*** RECORDED INFORMATION ***

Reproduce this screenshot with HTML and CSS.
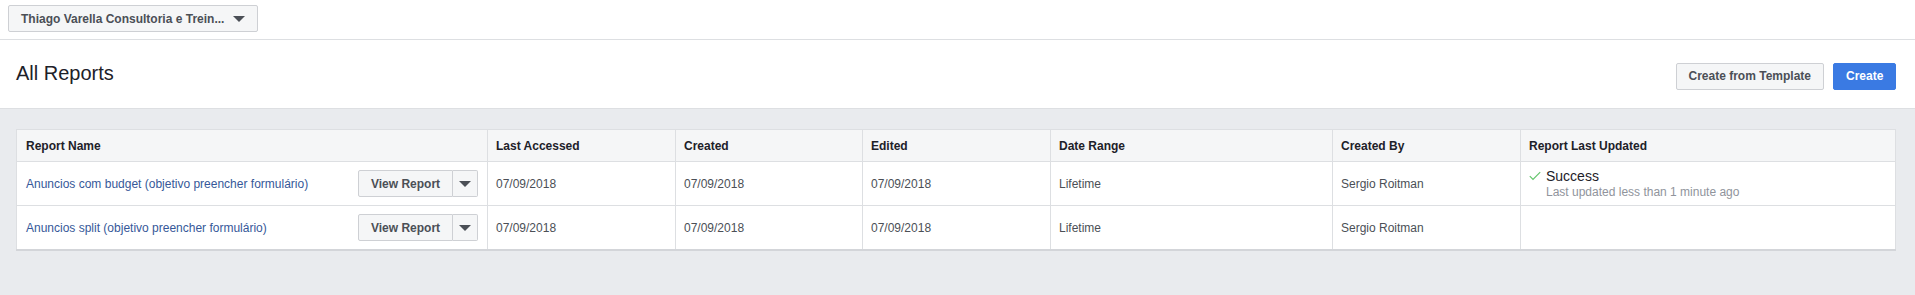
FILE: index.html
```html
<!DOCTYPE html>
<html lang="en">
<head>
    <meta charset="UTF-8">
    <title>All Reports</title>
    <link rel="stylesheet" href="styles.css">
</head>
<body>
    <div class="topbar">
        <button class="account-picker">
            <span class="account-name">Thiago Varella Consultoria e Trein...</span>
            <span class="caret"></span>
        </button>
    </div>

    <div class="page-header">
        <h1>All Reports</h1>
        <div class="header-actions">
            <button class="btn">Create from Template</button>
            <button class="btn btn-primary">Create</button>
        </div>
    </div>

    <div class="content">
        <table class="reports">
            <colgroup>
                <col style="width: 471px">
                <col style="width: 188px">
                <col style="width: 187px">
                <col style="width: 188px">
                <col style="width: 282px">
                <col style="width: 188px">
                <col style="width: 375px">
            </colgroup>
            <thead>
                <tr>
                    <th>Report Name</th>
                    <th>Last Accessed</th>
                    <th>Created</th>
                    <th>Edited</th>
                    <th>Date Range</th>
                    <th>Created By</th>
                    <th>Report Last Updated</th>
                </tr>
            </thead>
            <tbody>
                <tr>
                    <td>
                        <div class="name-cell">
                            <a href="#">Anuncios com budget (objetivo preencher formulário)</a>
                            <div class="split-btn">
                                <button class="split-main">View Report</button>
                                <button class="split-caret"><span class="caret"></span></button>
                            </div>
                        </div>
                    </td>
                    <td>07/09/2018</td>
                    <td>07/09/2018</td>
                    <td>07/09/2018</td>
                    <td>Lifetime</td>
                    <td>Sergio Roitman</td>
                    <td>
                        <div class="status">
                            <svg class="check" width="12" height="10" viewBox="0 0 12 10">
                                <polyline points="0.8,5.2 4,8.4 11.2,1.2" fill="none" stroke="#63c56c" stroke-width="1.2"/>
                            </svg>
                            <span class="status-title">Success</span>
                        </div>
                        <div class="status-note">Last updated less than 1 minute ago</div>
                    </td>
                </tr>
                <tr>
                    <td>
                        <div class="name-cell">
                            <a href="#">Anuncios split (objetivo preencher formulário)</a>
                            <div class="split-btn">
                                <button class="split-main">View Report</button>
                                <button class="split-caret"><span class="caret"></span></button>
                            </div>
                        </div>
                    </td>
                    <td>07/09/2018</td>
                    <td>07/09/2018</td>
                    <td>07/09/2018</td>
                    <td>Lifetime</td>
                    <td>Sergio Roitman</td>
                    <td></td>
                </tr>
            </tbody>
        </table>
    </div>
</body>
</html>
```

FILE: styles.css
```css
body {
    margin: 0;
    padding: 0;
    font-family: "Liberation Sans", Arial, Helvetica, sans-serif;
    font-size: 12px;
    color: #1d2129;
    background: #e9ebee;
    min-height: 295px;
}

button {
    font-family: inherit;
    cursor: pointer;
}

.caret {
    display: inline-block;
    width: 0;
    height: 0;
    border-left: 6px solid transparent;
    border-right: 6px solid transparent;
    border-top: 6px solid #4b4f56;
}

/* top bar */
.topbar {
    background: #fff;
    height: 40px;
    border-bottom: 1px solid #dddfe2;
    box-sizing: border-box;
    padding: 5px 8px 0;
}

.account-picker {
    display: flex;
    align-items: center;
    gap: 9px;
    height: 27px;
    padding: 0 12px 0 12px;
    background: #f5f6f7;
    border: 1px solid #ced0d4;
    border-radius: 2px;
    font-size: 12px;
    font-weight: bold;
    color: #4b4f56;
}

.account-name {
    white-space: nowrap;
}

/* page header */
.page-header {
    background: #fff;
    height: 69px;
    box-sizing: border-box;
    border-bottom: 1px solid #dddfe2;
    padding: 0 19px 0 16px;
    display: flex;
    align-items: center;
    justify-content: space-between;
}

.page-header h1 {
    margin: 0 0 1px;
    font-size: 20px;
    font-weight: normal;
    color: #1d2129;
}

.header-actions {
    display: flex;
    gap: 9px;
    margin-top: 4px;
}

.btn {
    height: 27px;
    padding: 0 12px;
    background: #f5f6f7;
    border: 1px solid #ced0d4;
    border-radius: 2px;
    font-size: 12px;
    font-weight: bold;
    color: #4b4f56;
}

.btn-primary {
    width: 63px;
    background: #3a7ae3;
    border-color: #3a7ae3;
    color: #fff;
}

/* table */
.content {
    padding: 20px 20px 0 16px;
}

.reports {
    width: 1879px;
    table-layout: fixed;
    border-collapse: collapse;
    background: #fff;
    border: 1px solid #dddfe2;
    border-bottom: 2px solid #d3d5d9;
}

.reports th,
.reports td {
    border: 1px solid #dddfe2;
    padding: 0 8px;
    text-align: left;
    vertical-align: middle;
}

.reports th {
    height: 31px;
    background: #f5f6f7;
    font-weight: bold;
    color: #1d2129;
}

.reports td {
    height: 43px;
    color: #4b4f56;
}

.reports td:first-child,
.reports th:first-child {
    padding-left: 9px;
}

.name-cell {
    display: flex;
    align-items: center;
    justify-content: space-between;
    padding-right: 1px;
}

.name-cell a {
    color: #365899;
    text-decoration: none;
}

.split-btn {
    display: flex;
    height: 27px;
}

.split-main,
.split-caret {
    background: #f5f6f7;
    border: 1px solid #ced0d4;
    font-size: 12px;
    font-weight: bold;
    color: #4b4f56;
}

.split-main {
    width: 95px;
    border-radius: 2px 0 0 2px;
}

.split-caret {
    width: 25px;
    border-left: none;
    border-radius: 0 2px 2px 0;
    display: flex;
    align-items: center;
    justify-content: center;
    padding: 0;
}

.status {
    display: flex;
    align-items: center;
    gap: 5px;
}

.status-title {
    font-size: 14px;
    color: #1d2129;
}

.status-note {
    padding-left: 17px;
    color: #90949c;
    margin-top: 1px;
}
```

***
*** RECORDED INFORMATION ***

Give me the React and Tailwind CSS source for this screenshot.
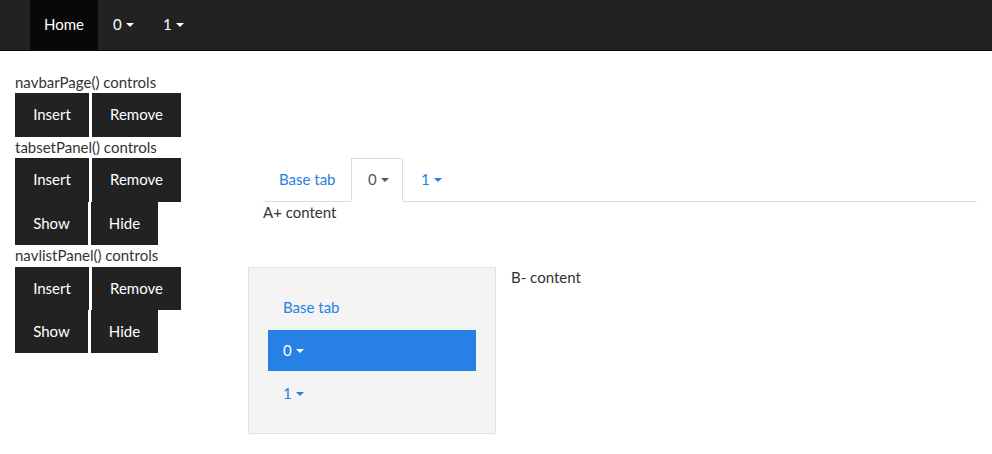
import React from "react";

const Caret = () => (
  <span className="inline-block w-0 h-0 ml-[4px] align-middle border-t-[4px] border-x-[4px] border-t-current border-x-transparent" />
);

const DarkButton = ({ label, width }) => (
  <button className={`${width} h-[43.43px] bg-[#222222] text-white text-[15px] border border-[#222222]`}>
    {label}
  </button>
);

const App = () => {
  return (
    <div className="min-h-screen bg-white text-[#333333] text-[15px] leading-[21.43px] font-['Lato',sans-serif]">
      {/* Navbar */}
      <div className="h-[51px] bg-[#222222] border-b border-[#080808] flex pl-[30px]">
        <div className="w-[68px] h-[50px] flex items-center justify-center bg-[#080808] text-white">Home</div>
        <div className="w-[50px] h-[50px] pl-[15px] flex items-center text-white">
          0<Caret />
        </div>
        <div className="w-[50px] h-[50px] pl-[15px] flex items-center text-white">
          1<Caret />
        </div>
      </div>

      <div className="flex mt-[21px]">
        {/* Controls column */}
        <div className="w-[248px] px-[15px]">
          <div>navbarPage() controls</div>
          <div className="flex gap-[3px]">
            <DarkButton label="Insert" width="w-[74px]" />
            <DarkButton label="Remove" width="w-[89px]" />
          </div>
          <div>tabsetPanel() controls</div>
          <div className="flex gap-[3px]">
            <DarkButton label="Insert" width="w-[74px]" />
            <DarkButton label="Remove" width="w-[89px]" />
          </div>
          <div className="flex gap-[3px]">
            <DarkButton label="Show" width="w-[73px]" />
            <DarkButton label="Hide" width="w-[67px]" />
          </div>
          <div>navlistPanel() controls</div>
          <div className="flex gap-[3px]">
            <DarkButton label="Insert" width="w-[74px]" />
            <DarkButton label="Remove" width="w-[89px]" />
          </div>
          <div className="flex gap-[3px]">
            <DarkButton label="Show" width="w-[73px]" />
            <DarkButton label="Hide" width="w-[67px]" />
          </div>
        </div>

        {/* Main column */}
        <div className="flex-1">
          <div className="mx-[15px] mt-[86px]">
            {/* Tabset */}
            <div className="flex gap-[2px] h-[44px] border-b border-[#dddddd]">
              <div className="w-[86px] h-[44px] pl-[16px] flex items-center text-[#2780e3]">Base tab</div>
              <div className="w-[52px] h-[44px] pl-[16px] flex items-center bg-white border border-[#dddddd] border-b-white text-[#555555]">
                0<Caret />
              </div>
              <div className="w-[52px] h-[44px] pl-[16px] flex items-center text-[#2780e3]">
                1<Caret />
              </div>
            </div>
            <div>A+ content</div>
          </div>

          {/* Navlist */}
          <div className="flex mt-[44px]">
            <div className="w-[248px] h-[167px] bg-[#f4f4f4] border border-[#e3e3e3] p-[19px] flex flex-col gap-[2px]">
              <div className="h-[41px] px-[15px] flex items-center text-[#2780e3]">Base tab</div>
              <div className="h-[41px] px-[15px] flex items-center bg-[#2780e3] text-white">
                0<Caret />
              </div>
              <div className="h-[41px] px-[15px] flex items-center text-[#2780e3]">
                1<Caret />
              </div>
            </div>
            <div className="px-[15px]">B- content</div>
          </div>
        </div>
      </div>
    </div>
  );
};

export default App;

***
*** RECORDED INFORMATION ***

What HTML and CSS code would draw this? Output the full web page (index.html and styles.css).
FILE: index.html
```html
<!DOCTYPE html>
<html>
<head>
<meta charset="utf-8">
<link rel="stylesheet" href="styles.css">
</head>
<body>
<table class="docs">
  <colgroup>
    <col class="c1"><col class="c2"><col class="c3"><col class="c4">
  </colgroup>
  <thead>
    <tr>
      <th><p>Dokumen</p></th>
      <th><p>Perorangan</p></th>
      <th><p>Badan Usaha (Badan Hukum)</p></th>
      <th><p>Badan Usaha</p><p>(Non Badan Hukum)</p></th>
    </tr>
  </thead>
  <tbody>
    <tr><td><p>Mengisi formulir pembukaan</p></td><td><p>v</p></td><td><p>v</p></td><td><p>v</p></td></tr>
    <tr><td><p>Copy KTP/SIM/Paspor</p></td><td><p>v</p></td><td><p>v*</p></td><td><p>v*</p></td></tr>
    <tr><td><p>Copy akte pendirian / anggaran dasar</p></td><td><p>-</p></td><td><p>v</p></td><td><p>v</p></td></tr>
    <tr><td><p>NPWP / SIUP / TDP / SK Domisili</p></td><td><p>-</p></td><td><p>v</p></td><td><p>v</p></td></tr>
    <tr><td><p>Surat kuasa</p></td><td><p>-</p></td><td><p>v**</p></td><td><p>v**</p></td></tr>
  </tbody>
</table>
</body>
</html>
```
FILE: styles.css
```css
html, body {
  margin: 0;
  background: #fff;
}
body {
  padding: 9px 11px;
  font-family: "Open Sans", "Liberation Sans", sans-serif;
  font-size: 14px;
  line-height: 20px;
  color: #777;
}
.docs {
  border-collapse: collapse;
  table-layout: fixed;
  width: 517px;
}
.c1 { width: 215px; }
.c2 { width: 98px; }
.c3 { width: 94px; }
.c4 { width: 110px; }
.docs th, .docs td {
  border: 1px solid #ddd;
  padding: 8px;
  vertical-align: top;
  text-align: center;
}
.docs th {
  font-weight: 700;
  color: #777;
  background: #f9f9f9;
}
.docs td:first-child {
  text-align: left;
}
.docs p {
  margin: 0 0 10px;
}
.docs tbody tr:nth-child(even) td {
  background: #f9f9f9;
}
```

***

■ **WRITTEN EXERCISE**:
Scan the records for the string "screenshot". Copy each line in which it appears.

■ **ANSWER TO THE TASK**:
Reproduce this screenshot with HTML and CSS.
Give me the React and Tailwind CSS source for this screenshot.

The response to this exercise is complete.